The biographies of legendary persons like Rama and Krishna, in the Jain versions of the epics Ramayana and Mahabharata also have karma as one of the major themes. The major events, characters and circumstances are explained by reference to their past lives, with examples of specific actions of particular intensity in one life determining events in the next. Jain texts narrate how even Māhavīra, one of the most popular propagators of Jainism and the 24th tīrthaṇkara (ford-maker), had to bear the brunt of his previous karma before attaining kevalajñāna. He attained it only after bearing twelve years of severe austerity with detachment. The ĀcārangaSūtra speaks of how Māhavīra bore his karma with complete equanimity, as follows:
“He was struck with a stick, the fist, a lance, hit with a fruit, a clod, and a potsherd. Beating him again and again, many cried. When he once sat without moving his body many cut his flesh, tore his hair under pain, or covered him with dust. Throwing him up they let him fall, or disturbed him in his religious postures; abandoning the care of his body, the Venerable One humbled himself and bore pain, free from desires. As a hero at the head of the battle is surrounded by all sides, so was Māhavīra. Bearing all hardships, the Venerable One, undisturbed, proceeded on the road to nirvāṇa.”
— ĀcārangaSūtra 8–356:60
Reincarnation and transmigration
Karma forms a central and fundamental part of Jain faith, being intricately connected to other of its philosophical concepts like transmigration, reincarnation, liberation, non-violence (ahiṃsā) and non-attachment, among others. Actions are seen to have consequences: some immediate, some delayed, even into future incarnations. So the doctrine of karma is not considered simply in relation to one life-time, but also in relation to both future incarnations and past lives. Uttarādhyayana-sūtra 3.3–4 states:
“The jīva or the soul is sometimes born in the world of gods, sometimes in hell. Sometimes it acquires the body of a demon; all this happens on account of its karma. This jīva sometimes takes birth as a worm, as an insect or as an ant.”
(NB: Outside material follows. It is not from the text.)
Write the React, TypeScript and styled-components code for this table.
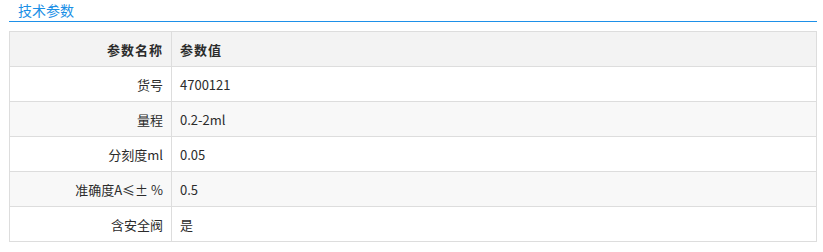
import React, { FC } from "react";
import styled, { createGlobalStyle } from "styled-components";

const GlobalStyle = createGlobalStyle`
  body {
    margin: 0;
    background: #fff;
    font-family: "Noto Sans CJK SC", "Liberation Sans", sans-serif;
    color: #333;
  }
`;

const Wrap = styled.div`
  width: 808px;
  margin-left: 9px;
`;

const Title = styled.div`
  height: 21px;
  line-height: 20px;
  padding-left: 9px;
  font-size: 14px;
  color: #1a8fe6;
  border-bottom: 1px solid #1e90e8;
`;

const Table = styled.table`
  margin-top: 9px;
  width: 100%;
  border-collapse: collapse;
  border: 1px solid #ddd;
  font-size: 13px;
`;

const Row = styled.tr<{ striped?: boolean }>`
  background: ${({ striped }) => (striped ? "#f8f8f8" : "#fff")};
`;

const HeadRow = styled.tr`
  background: #f3f3f3;
`;

const Cell = styled.td<{ label?: boolean; head?: boolean }>`
  height: 34px;
  padding: 0 8px;
  border: 1px solid #ddd;
  text-align: ${({ label }) => (label ? "right" : "left")};
  width: ${({ label }) => (label ? "145px" : "auto")};
  font-weight: ${({ head }) => (head ? 700 : 400)};
  color: #2b2b2b;
  letter-spacing: ${({ head }) => (head ? "1px" : "0")};
`;

const params = [
  { name: "货号", value: "4700121" },
  { name: "量程", value: "0.2-2ml" },
  { name: "分刻度ml", value: "0.05" },
  { name: "准确度A≤± %", value: "0.5" },
  { name: "含安全阀", value: "是" },
];

const App: FC = () => (
  <>
    <GlobalStyle />
    <Wrap>
      <Title>技术参数</Title>
      <Table>
        <tbody>
          <HeadRow>
            <Cell label head>
              参数名称
            </Cell>
            <Cell head>参数值</Cell>
          </HeadRow>
          {params.map(({ name, value }, index) => (
            <Row key={index} striped={index % 2 === 1}>
              <Cell label>{name}</Cell>
              <Cell>{value}</Cell>
            </Row>
          ))}
        </tbody>
      </Table>
    </Wrap>
  </>
);

export default App;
The text further states (32.7):
“Karma is the root of birth and death. The souls bound by karma go round and round in the cycle of existence.”
There is no retribution, judgment or reward involved, but a natural consequence of the choices in life made either knowingly or unknowingly. Hence, whatever suffering or pleasure that a soul may be experiencing in its present life is on account of choices that it has made in the past. As a result of this doctrine, Jainism attributes supreme importance to pure thinking and moral behavior.
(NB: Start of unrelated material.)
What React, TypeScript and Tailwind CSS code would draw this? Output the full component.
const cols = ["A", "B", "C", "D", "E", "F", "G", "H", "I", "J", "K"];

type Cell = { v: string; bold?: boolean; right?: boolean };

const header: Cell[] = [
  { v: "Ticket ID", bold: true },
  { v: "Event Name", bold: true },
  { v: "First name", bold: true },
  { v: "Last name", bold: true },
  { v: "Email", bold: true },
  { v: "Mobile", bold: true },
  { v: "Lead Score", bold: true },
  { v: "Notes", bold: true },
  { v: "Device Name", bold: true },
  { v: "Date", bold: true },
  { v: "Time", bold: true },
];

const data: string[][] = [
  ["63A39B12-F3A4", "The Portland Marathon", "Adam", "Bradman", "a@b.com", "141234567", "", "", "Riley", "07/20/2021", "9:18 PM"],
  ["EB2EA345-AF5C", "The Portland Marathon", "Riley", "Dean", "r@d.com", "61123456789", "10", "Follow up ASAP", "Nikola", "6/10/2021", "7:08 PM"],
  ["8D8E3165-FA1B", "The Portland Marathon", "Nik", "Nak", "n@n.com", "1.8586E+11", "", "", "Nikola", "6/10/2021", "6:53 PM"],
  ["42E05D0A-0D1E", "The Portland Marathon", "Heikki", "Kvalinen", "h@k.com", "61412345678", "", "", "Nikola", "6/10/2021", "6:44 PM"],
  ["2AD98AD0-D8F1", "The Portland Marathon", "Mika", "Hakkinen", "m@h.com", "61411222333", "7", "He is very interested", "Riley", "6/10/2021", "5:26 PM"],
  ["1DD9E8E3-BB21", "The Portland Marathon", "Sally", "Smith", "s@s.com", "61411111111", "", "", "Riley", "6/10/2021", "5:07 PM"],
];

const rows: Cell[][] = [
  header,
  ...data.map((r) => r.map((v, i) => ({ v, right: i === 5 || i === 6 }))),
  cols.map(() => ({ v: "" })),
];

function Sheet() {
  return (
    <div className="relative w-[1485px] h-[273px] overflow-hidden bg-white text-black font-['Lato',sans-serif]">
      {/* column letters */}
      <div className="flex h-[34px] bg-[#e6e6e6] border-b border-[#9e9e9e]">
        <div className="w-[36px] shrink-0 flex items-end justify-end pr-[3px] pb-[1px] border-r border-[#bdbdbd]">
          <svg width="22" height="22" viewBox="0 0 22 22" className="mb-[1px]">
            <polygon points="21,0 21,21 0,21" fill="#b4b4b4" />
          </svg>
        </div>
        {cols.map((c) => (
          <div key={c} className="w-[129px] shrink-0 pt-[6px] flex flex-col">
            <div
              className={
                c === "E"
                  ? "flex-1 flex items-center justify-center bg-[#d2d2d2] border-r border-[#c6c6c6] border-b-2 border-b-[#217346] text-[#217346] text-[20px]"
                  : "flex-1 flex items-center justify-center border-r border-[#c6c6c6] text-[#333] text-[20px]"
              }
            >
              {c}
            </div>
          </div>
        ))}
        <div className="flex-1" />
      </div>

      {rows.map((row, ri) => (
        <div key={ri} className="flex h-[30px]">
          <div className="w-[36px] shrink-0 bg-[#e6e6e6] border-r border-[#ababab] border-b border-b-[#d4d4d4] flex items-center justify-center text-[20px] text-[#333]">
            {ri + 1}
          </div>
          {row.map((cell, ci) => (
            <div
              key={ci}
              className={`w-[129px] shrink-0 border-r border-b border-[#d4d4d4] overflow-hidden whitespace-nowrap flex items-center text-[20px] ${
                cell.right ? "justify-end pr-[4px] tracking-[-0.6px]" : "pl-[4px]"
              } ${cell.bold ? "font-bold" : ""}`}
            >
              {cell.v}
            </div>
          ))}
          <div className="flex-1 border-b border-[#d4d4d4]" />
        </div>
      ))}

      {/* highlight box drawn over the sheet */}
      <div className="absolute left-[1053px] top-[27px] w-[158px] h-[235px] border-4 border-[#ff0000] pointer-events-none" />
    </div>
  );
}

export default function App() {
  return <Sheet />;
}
Four Gatis (states of existence)
The soul travels to any one of the four states of existence after death depending on its karmas.
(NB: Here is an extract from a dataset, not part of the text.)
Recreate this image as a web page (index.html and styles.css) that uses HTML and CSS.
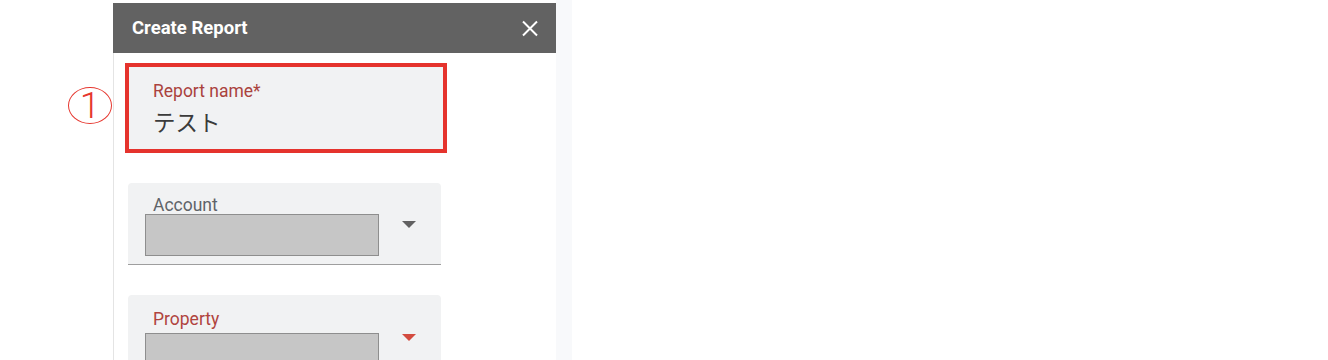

The Jain texts postulate four gatis, that is states-of-existence or birth-categories, within which the soul transmigrates. The four gatis are: deva (demi-gods), manuṣya (humans), nāraki (hell beings) and tiryañca (animals, plants and micro-organisms). The four gatis have four corresponding realms or habitation levels in the vertically tiered Jain universe: demi-gods occupy the higher levels where the heavens are situated; humans, plants and animals occupy the middle levels; and hellish beings occupy the lower levels where seven hells are situated.
Single-sensed souls, however, called nigoda, and element-bodied souls pervade all tiers of this universe. Nigodas are souls at the bottom end of the existential hierarchy. They are so tiny and undifferentiated, that they lack even individual bodies, living in colonies. According to Jain texts, this infinity of nigodas can also be found in plant tissues, root vegetables and animal bodies Depending on its karma, a soul transmigrates and reincarnates within the scope of this cosmology of destinies. The four main destinies are further divided into sub-categories and still smaller sub–sub-categories. In all, Jain texts speak of a cycle of 8.4 million birth destinies in which souls find themselves again and again as they cycle within samsara.
In Jainism, God has no role to play in an individual’s destiny; one’s personal destiny is not seen as a consequence of any system of reward or punishment, but rather as a result of its own personal karma. A text from a volume of the ancient Jain canon, Bhagvati sūtra 8.9.9, links specific states of existence to specific karmas. Violent deeds, killing of creatures having five sense organs, eating fish, and so on, lead to rebirth in hell. Deception, fraud and falsehood leads to rebirth in the animal and vegetable world. Kindness, compassion and humble character results in human birth; while austerities and the making and keeping of vows leads to rebirth in heaven.
There are five types of bodies in the Jain thought: earthly (e.g. most humans, animals and plants), metamorphic (e.g. gods, hell beings, fine matter, some animals and a few humans who can morph because of their perfections), transference type (e.g. good and pure substances realized by ascetics), fiery (e.g. heat that transforms or digests food), and karmic (the substrate where the karmic particles reside and which make the soul ever changing).
Jain philosophy further divides the earthly body by symmetry, number of sensory organs, vitalities (ayus), functional capabilities and whether one body hosts one soul or one body hosts many. Every living being has one to five senses, three balas (power of body, language and mind), respiration (inhalation and exhalation), and life-duration. All living beings, in every realm including the gods and hell beings, accrue and destroy eight types of karma according to the elaborate theories in Jain texts. Elaborate descriptions of the shape and function of the physical and metaphysical universe, and its constituents are also provided in the Jain texts.[31][32] All of these elaborate theories attempt to illustrate and consistently explain the Jain karma theory in a deeply moral framework, much like Buddhism and Hinduism but with significant differences in the details and assumptions.